Shoji Screen sliding door is a sliding door which originates from Japan. Interior shoji doors can be easily removed for expansion of a room or space to be used to host an event like a party. Traditional shoji screen doors are made with hands by craftsmen also known as tategu-ya.
Shoji door panels are wooden frames structured around translucent paper glued onto a strong lattice structure. The pieces of the lattice, called Kumiko by the Japanese, are woven together in form of a basket, then the frame is structured and upheld by tenon and mortise joints without the use of screws or nails.
The paper, also called washi, is traditionally made using the mulberry tree’s fibers and is referred to sometimes as rice-paper. If the local craftsmen could make Shoji doors, if you follow instructions on how to make it, you can also make one yourself.
Keep on reading this article to find step by step processes on how to make a Shoji Screen sliding door.
Step One: Measure your opening
Measure your opening for your shoji screen sliding door, and also how thick the door frame is. Leave sufficient space for the hardware for door hanging. Allow enough space for the door hanging hardware, like within the track of a typical pocket door. If your door track shows on the outer part of the wall design your Shoji door to cover up the track on the wall to the extent to which you like.
Step Two: Cut out your stiles for the frame
Cut 2 vertical wooden pieces using that height measurement you got in Step one. These are for the right and left sides of your shoji frame, they are known as stiles. The size of the Shoji door you’re making determines how thick the wood will be. However, typical rails and stiles are 2 ” × 1 3/8″. Use any kind of wood you want to, just make sure they aren’t those that are warped or those that have blemishes like large knots. The wood used for traditional shoji is close-grained and soft like cedar, but you can use almost any type of wood.
Step 3: Measure and cut out the rails
Calculate the width of both stiles for the right and left side of your frame, then subtract it from that width measurement you had in step one. Use this measurement to cut out two pieces of wooden material. These will be your horizontal rails.

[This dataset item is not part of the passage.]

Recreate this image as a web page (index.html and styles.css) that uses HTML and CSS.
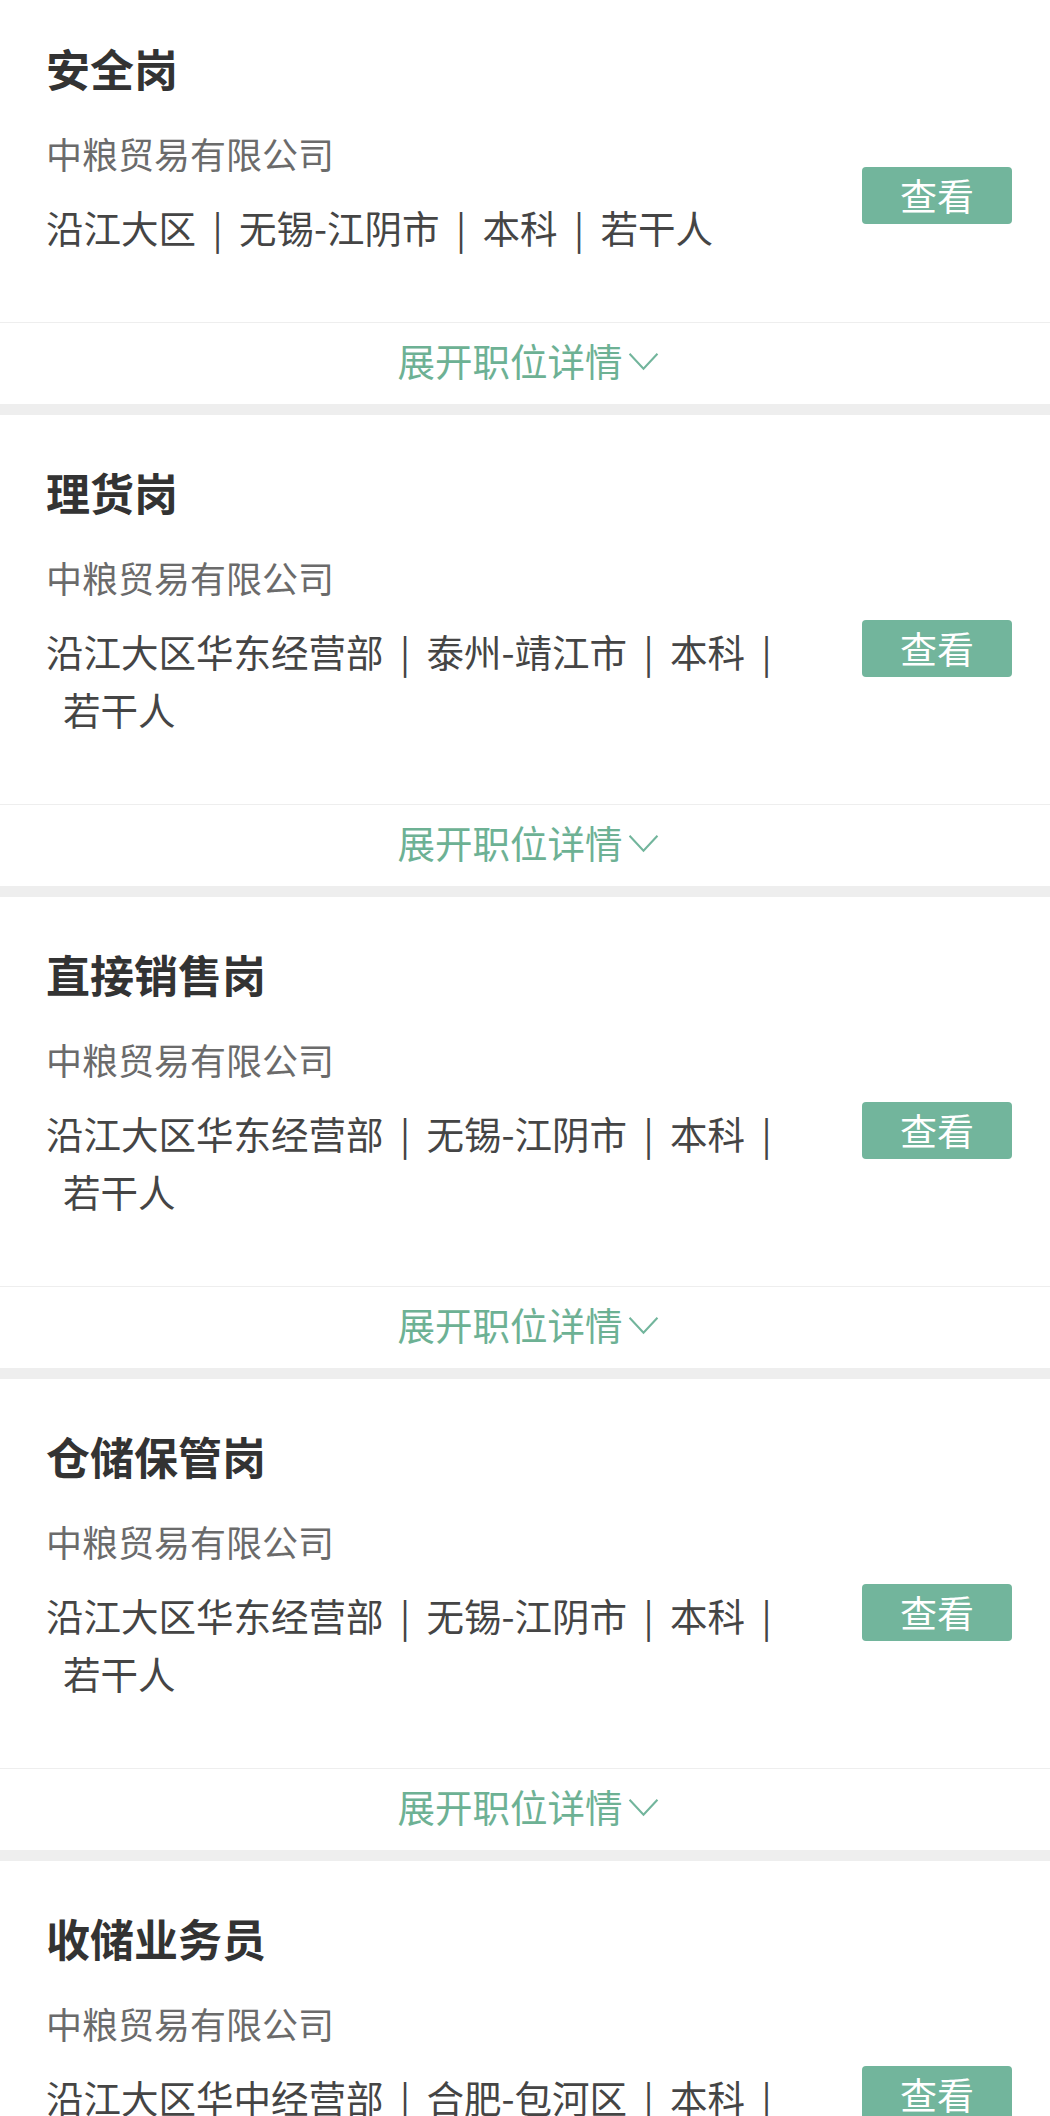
FILE: index.html
```html
<!DOCTYPE html>
<html lang="zh-CN">
<head>
<meta charset="utf-8">
<title>职位列表</title>
<link rel="stylesheet" href="styles.css">
</head>
<body>
<div class="list">
  <div class="card">
    <div class="card-main">
      <h2 class="title">安全岗</h2>
      <div class="row">
        <div class="info">
          <div class="company">中粮贸易有限公司</div>
          <div class="meta">沿江大区<span class="sep">|</span>无锡-江阴市<span class="sep">|</span>本科<span class="sep">|</span>若干人</div>
        </div>
        <button class="view">查看</button>
      </div>
    </div>
    <div class="expand">展开职位详情<svg class="chev" width="30" height="20" viewBox="0 0 30 20"><polyline points="1.5,2.5 15,17 28.5,2.5" fill="none" stroke="#72b59c" stroke-width="2"/></svg></div>
  </div>

  <div class="card">
    <div class="card-main">
      <h2 class="title">理货岗</h2>
      <div class="row">
        <div class="info">
          <div class="company">中粮贸易有限公司</div>
          <div class="meta">沿江大区华东经营部<span class="sep">|</span>泰州-靖江市<span class="sep">|</span>本科<span class="sep">|</span>若干人</div>
        </div>
        <button class="view">查看</button>
      </div>
    </div>
    <div class="expand">展开职位详情<svg class="chev" width="30" height="20" viewBox="0 0 30 20"><polyline points="1.5,2.5 15,17 28.5,2.5" fill="none" stroke="#72b59c" stroke-width="2"/></svg></div>
  </div>

  <div class="card">
    <div class="card-main">
      <h2 class="title">直接销售岗</h2>
      <div class="row">
        <div class="info">
          <div class="company">中粮贸易有限公司</div>
          <div class="meta">沿江大区华东经营部<span class="sep">|</span>无锡-江阴市<span class="sep">|</span>本科<span class="sep">|</span>若干人</div>
        </div>
        <button class="view">查看</button>
      </div>
    </div>
    <div class="expand">展开职位详情<svg class="chev" width="30" height="20" viewBox="0 0 30 20"><polyline points="1.5,2.5 15,17 28.5,2.5" fill="none" stroke="#72b59c" stroke-width="2"/></svg></div>
  </div>

  <div class="card">
    <div class="card-main">
      <h2 class="title">仓储保管岗</h2>
      <div class="row">
        <div class="info">
          <div class="company">中粮贸易有限公司</div>
          <div class="meta">沿江大区华东经营部<span class="sep">|</span>无锡-江阴市<span class="sep">|</span>本科<span class="sep">|</span>若干人</div>
        </div>
        <button class="view">查看</button>
      </div>
    </div>
    <div class="expand">展开职位详情<svg class="chev" width="30" height="20" viewBox="0 0 30 20"><polyline points="1.5,2.5 15,17 28.5,2.5" fill="none" stroke="#72b59c" stroke-width="2"/></svg></div>
  </div>

  <div class="card">
    <div class="card-main">
      <h2 class="title">收储业务员</h2>
      <div class="row">
        <div class="info">
          <div class="company">中粮贸易有限公司</div>
          <div class="meta">沿江大区华中经营部<span class="sep">|</span>合肥-包河区<span class="sep">|</span>本科<span class="sep">|</span>若干人</div>
        </div>
        <button class="view">查看</button>
      </div>
    </div>
    <div class="expand">展开职位详情<svg class="chev" width="30" height="20" viewBox="0 0 30 20"><polyline points="1.5,2.5 15,17 28.5,2.5" fill="none" stroke="#72b59c" stroke-width="2"/></svg></div>
  </div>
</div>
</body>
</html>
```

FILE: styles.css
```css
html, body {
  margin: 0;
  padding: 0;
  background: #eeeeee;
}
body {
  font-family: "Noto Sans CJK SC", "Noto Sans", sans-serif;
  overflow: hidden;
}
.list {
  margin-top: -9px;
  display: flex;
  flex-direction: column;
  gap: 11px;
}
.card {
  background: #ffffff;
}
.card-main {
  padding: 47px 38px 66px 46px;
}
.title {
  margin: 0;
  font-size: 44px;
  line-height: 60px;
  font-weight: 700;
  color: #333333;
}
.row {
  display: flex;
  align-items: center;
  gap: 62px;
  margin-top: 30px;
}
.info {
  flex: 1;
  min-width: 0;
}
.company {
  font-size: 36px;
  line-height: 50px;
  color: #6b6b6b;
}
.meta {
  margin-top: 20px;
  font-size: 37.5px;
  line-height: 58px;
  color: #454545;
  padding-left: 17px;
  text-indent: -17px;
}
.sep {
  display: inline-block;
  width: 43px;
  text-align: center;
  text-indent: 0;
}
.view {
  flex: none;
  width: 150px;
  height: 57px;
  margin-top: 7px;
  border: none;
  border-radius: 4px;
  background: #72b59c;
  color: #ffffff;
  font-family: "Noto Sans CJK SC", sans-serif;
  font-size: 37px;
  line-height: 57px;
  padding: 0;
}
.expand {
  border-top: 1px solid #eeeeee;
  height: 73px;
  box-sizing: content-box;
  display: flex;
  align-items: center;
  justify-content: center;
  padding: 0 0 8px 6px;
  font-size: 37.5px;
  color: #6db194;
}
.chev {
  margin-left: 5px;
  margin-top: 3px;
  width: 31px;
  height: 21px;
}
```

Step 4: Join the stiles to the rails
Lay down the stiles beside each other on a clean flat surface. Place a rail by the top, right between the two stiles, make sure the topmost end of your stiles aligns perfectly with the upper edge part of your rail, thereby forming a smooth joined surface. Place the second rails too by the bottom, right between the two stiles making sure the bottom end aligns perfectly with the lower edge of the rail, also forming a smooth joined surface. Nail the rail and stiles to each other. Drive your nail from the outer edge of your stiles, through your stiles into your rail ends.

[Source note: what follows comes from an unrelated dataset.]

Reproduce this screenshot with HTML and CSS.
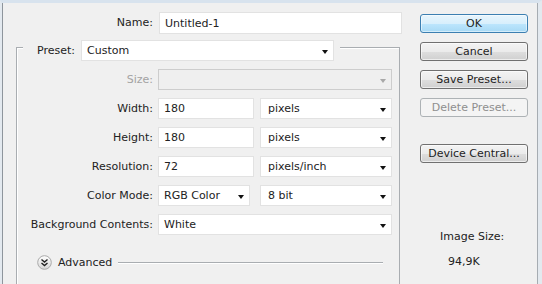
FILE: index.html
```html
<!DOCTYPE html>
<html lang="en">
<head>
  <meta charset="UTF-8">
  <title>New</title>
  <link rel="stylesheet" href="styles.css">
</head>
<body>
  <div class="window">
    <div class="panel">

      <div class="form">
        <div class="name-row">
          <span class="label name-label">Name:</span>
          <div class="field name-field">Untitled-1</div>
        </div>

        <div class="group">
          <div class="legend">
            <span class="label">Preset:</span>
            <div class="select preset-select">Custom<span class="arrow"></span></div>
          </div>

          <div class="row">
            <span class="label disabled">Size:</span>
            <div class="select full disabled-select"><span class="arrow"></span></div>
          </div>
          <div class="row">
            <span class="label">Width:</span>
            <div class="field small">180</div>
            <div class="select unit">pixels<span class="arrow"></span></div>
          </div>
          <div class="row">
            <span class="label">Height:</span>
            <div class="field small">180</div>
            <div class="select unit">pixels<span class="arrow"></span></div>
          </div>
          <div class="row">
            <span class="label">Resolution:</span>
            <div class="field small">72</div>
            <div class="select unit">pixels/inch<span class="arrow"></span></div>
          </div>
          <div class="row">
            <span class="label">Color Mode:</span>
            <div class="select mode">RGB Color<span class="arrow"></span></div>
            <div class="select unit">8 bit<span class="arrow"></span></div>
          </div>
          <div class="row">
            <span class="label">Background Contents:</span>
            <div class="select full">White<span class="arrow"></span></div>
          </div>

          <div class="advanced">
            <svg class="adv-icon" width="15" height="15" viewBox="0 0 15 15">
              <defs>
                <linearGradient id="advGrad" x1="0" y1="0" x2="0" y2="1">
                  <stop offset="0" stop-color="#ffffff"/>
                  <stop offset="1" stop-color="#d6d6d6"/>
                </linearGradient>
              </defs>
              <circle cx="7.5" cy="7.5" r="6.8" fill="url(#advGrad)" stroke="#a9a9a9"/>
              <polyline points="4.5,4.5 7.5,7 10.5,4.5" fill="none" stroke="#222" stroke-width="1.4"/>
              <polyline points="4.5,8 7.5,10.5 10.5,8" fill="none" stroke="#222" stroke-width="1.4"/>
            </svg>
            <span class="adv-text">Advanced</span>
            <span class="adv-line"></span>
          </div>
        </div>
      </div>

      <div class="side">
        <button class="btn default">OK</button>
        <button class="btn">Cancel</button>
        <button class="btn">Save Preset...</button>
        <button class="btn" disabled>Delete Preset...</button>
        <button class="btn device">Device Central...</button>
        <div class="size-title">Image Size:</div>
        <div class="size-value">94,9K</div>
      </div>

    </div>
  </div>
</body>
</html>
```

FILE: styles.css
```css
body {
  margin: 0;
  background-color: #f0f0f0;
  font-family: "DejaVu Sans", Verdana, sans-serif;
  font-size: 11px;
  color: #222;
}
.window {
  display: flex;
  height: 284px;
  box-sizing: border-box;
  border-top: 3px solid #d8e3ee;
  border-left: 2px solid #e3e9ef;
  border-right: 4px solid #e3e9ef;
  overflow: hidden;
}
.panel {
  flex: 1;
  display: flex;
  background-color: #f0f0f0;
  border-left: 1px solid #8e959c;
  border-right: 1px solid #a6acb2;
}
.form {
  width: 407px;
  padding-top: 9px;
}
.label {
  line-height: 14px;
  white-space: nowrap;
}
.label.disabled {
  color: #a3a3a3;
}
.name-row {
  display: flex;
  align-items: center;
}
.name-label {
  width: 150px;
  text-align: right;
  margin-right: 6px;
}
.field, .select {
  box-sizing: border-box;
  height: 21px;
  background-color: #fff;
  border: 1px solid #e2e2e2;
  display: flex;
  align-items: center;
  padding-left: 5px;
  white-space: nowrap;
}
.name-field {
  width: 243px;
  height: 22px;
}
.select {
  padding-right: 5px;
}
.arrow {
  margin-left: auto;
  margin-top: 2px;
  width: 0;
  height: 0;
  border-left: 3.5px solid transparent;
  border-right: 3.5px solid transparent;
  border-top: 4px solid #111;
}
.disabled-select {
  background-color: #efefef;
  border-color: #cdcdcd;
}
.disabled-select .arrow {
  border-top-color: #a8a8a8;
}

/* group box */
.group {
  margin: 13px 0 0 13px;
  width: 384px;
  height: 260px;
  box-sizing: border-box;
  border: 1px solid #a9adb1;
  border-bottom: none;
  box-shadow: inset 1px 1px 0 #fff;
}
.legend {
  display: flex;
  align-items: center;
  margin: -8px 0 0 6px;
  width: fit-content;
  background-color: #f0f0f0;
  padding: 0 6px 0 14px;
}
.legend .label {
  margin-right: 6px;
}
.preset-select {
  width: 253px;
}
.row {
  display: flex;
  align-items: center;
  margin-top: 8px;
}
.row .label {
  width: 136px;
  text-align: right;
  margin-right: 5px;
}
.full {
  width: 234px;
}
.small {
  width: 96px;
  margin-right: 6px;
}
.mode {
  width: 92px;
  margin-right: 10px;
}
.unit {
  width: 132px;
  padding-left: 7px;
}

/* advanced */
.advanced {
  display: flex;
  align-items: center;
  margin: 20px 16px 0 20px;
  height: 15px;
}
.adv-text {
  margin-left: 6px;
}
.adv-line {
  flex: 1;
  margin-left: 6px;
  border-top: 1px solid #a9adb1;
  border-bottom: 1px solid #fff;
}

/* buttons */
.side {
  flex: 1;
  display: flex;
  flex-direction: column;
  padding: 11px 0 0 10px;
}
.btn {
  width: 108px;
  height: 19px;
  margin: 0 0 9px 0;
  padding: 0;
  font-family: inherit;
  font-size: 11px;
  color: #1e1e1e;
  border: 1px solid #707070;
  border-radius: 3px;
  background: linear-gradient(#f3f3f3 0%, #ebebeb 50%, #dedede 51%, #d0d0d0 100%);
  box-shadow: inset 0 0 0 1px rgba(255, 255, 255, 0.6);
}
.btn.default {
  border-color: #3c7fb1;
  background: linear-gradient(#e8f5fc 0%, #d8effc 50%, #bde6fd 51%, #a7d9f5 100%);
  box-shadow: inset 0 0 0 1px rgba(255, 255, 255, 0.5);
}
.btn:disabled {
  color: #8f8f8f;
  border-color: #adb2b5;
  background: #f4f4f4;
  box-shadow: none;
}
.btn.device {
  margin-top: 18px;
}
.size-title {
  margin: 58px 0 0 20px;
  line-height: 14px;
}
.size-value {
  margin: 11px 0 0 28px;
  line-height: 14px;
}
```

Step Five: Fill up your nail holes
Fill up your nail holes using wood putty that is sandable and allow it to dry. Smoothly sand your entire wood frame.
Step Six: Create a grid design with Kumiko
Measure the dimensions for the inside of your frame. Cut many wooden strips of 3/8-inch-by-3/8-inch to the width and height measurements then add ¼ inch. All these strips are your Kumiko or slats, of the Japanese shoji screen.
Their work is to hold together the paper in the frame. You are to use them to create a simple grid design, use as few or as many as you like. This can be asymmetrical or symmetrical. Layout your Kumiko on a clean flat surface using in your desired pattern.
When you’ve gotten your desired pattern, take the Kumiko that’ll be in your door’s middle part then weave them well together, use any basket-weave technique you know. You will have to bend your Kumiko slightly, you may also have to make use of a good rubber mallet just to set them straight into their position.
Step Seven: Fit the Kumiko into the frame
Lay your grid upon the frame. Then use a marker to mark the part of the inside edge of your frame where your Kumiko slats touches it. Use chisels to create rectangular holes that are ¼ ” deep and 3/8″ square in your frame’s inner side at the point where you’ve marked earlier. Fit in the Kumiko directly into these holes you’ve created.
Step Eight: Add your Shoji Paper
Cut out the size of the needed shoji paper that will fit your frame perfectly and then roll it all up. Apply rice glue onto a side of your Kumiko structure, then place at the top and on top of your Kumiko the end part of your cut out paper roll, and then roll it downward inside your frame. Hand press the paper upon your glued Kumiko. Give the glue time to dry.
Step Nine: Final Installation
Join your hanging hardware onto the top part of the Shoji door, then insert your door into your doorway space or area, placing your door hardware in your slide rail.
The Japanese Shoji Screen sliding doors are not traditional to Japan alone anymore, now they are beautiful interior pieces that adorn the homes of people all around the world. They can be sometimes very expensive or difficult to get. Also, you might not find any in the market that suits your taste.
That’s why we have put together in this article practical, detailed, and easy steps on how you can construct your own Shoji Screen sliding door. However, If you have no foreknowledge or experience in carpentry or woodwork you will need the assistance of a handyman in making your own Shoji sliding door.